Olympia City Council approves inclusion of 2021 year-end fund list for budget amendment


The Olympia City Council approved the inclusion of 11 items in the upcoming budget amendment, which appropriations will come from the city’s $10.2 million available funds.

During the city council meeting on Tuesday, May 17, Olympia city manager Jay Burney said the $10.2 million was from the 2021 year-end balance, which he said: “is more than what we usually see.”

The city manager said the 2021 year-end balance was “a reflection from sales tax receipts, which exceeded their expectations.

Burney added that the city’s expenses were below expectation, mostly due to some salary savings from vacant positions.

Burney presented the finance committee and city manager’s joint proposal for the available balance:

Building repair - $500,000

Burney said they always take the first $500,000 off the top of any monies in for building repair and maintenance fund. 

Workers Compensation Fund - $1 million

Citing a couple of workers' compensation claims in the past years, Burney said it had eaten up the fund over time and they need to put additional money to it. 

“We're also doing a study this year to make sure we're looking at the reserve amount, the balances needed, and contributions that may need to be increased to make sure that funds stays hold,” said Burney. He added they would share the study results on workers' compensation at the finance committee sometime in August.

Emergency Homelessness Response - $1 million

Burney informed the councilmembers that the ongoing homelessness emergency has been using up the general fund operating budget. “I am proposing that we start to place the money into a separate fund to address our ongoing emergent homeless response.”

Burney added the homeless response team would use some funding. 

“At times, our homeless response team have to address some smaller encampments” Burney explained, “and they are always looking for options to help people by providing support in terms of portable restrooms, and garbage pickup at some of the other encampments.” 

Home Fund interfund loan payoff - $730,000

According to Burney, the city took inter-fund loan from the Home Fund to help with the emergent homelessness response. 

Financial software - $3 million 

The city is upgrading our financial software system, Burney said. “We've pieced the funding together over time. Another big piece of funding was this $3 million to finish off the acquisition costs.”

Fire facilities major maintenance - $200,000

“For years, we have a lot of firefighters who pull double duty. We have carpenters and plumbers who are firefighters,” said Burney. “They took on a lot of the maintenance obligations and keeping the fire stations up to date.”

Burney proposed that the money should be given to the Public Works team for on-call contracts and for one-time support to help bridge the gap in maintaining the fire stations.

Cultural Access Tax Special Election Costs – $180,000

Burney said these are the costs related to the Cultural Access Program, the recent Proposition 1 special election. But he said they might be able to recoup some of the money and bring it back into the fund balance. “But for now, we need to account for them there until we're fully sure what we can do there.”
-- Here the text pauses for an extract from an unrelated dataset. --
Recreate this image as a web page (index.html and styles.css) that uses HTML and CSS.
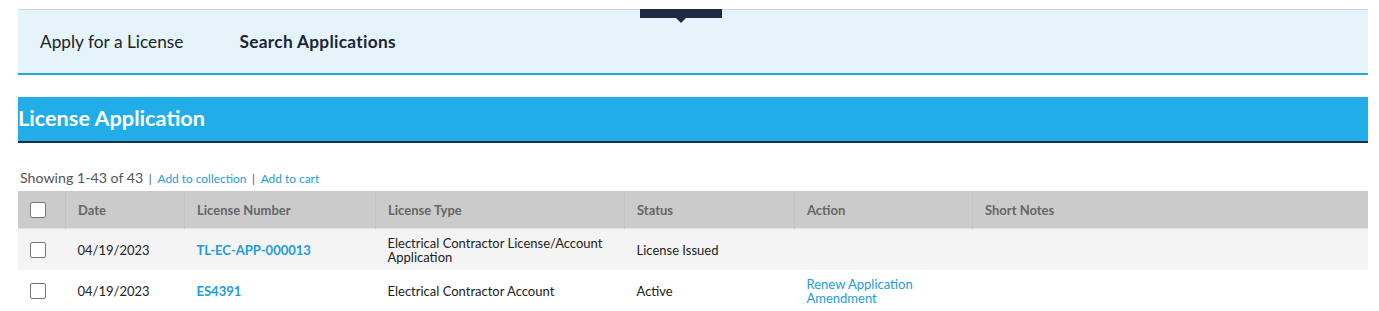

Records Management System (RMS)- $250,000

Burney proposed that the city set aside $250,000 for the RMS upgrade. He said the Olympia Police Department participates in RMS, which shares the system with other local jurisdictions. 

“That system is just like our financial system, [it] just due for an upgrade. Our costs for that upgrade is about $500,000,” he said. 

Olympia Fire Department Leadership Training - $100,000

Burney said that the fire chief’s priority list is the leadership development and strategic training for firefighters. 

As he proposed allocation for this program, Burney told the council members to include the fire department training fund in the budget conversation. “I don't believe that [$100,000] is adequate. We need to make sure our firefighters have all the training that they need to do their jobs.”

Quince Street improvements– $350,000 

“We are moving our mitigation site from downtown to the new site on Quince Street,” Burney said. 

The city needs additional funding for the design and planning. He said they need to come up with about $500,000 to complete the design and construction. 

Climate Policy and Legal Support - $190,000

Burney said the city had adopted some aggressive targets for the climate program. 

Burney said the city’s climate program manager needs some staffing support to continue to work on the program. 

The city manager added the city’s legal department, which has taken on a lot of extra work on different topics, also needs additional funding of $100,000.

The total cost for the proposals is $7.5 million, Burney said. 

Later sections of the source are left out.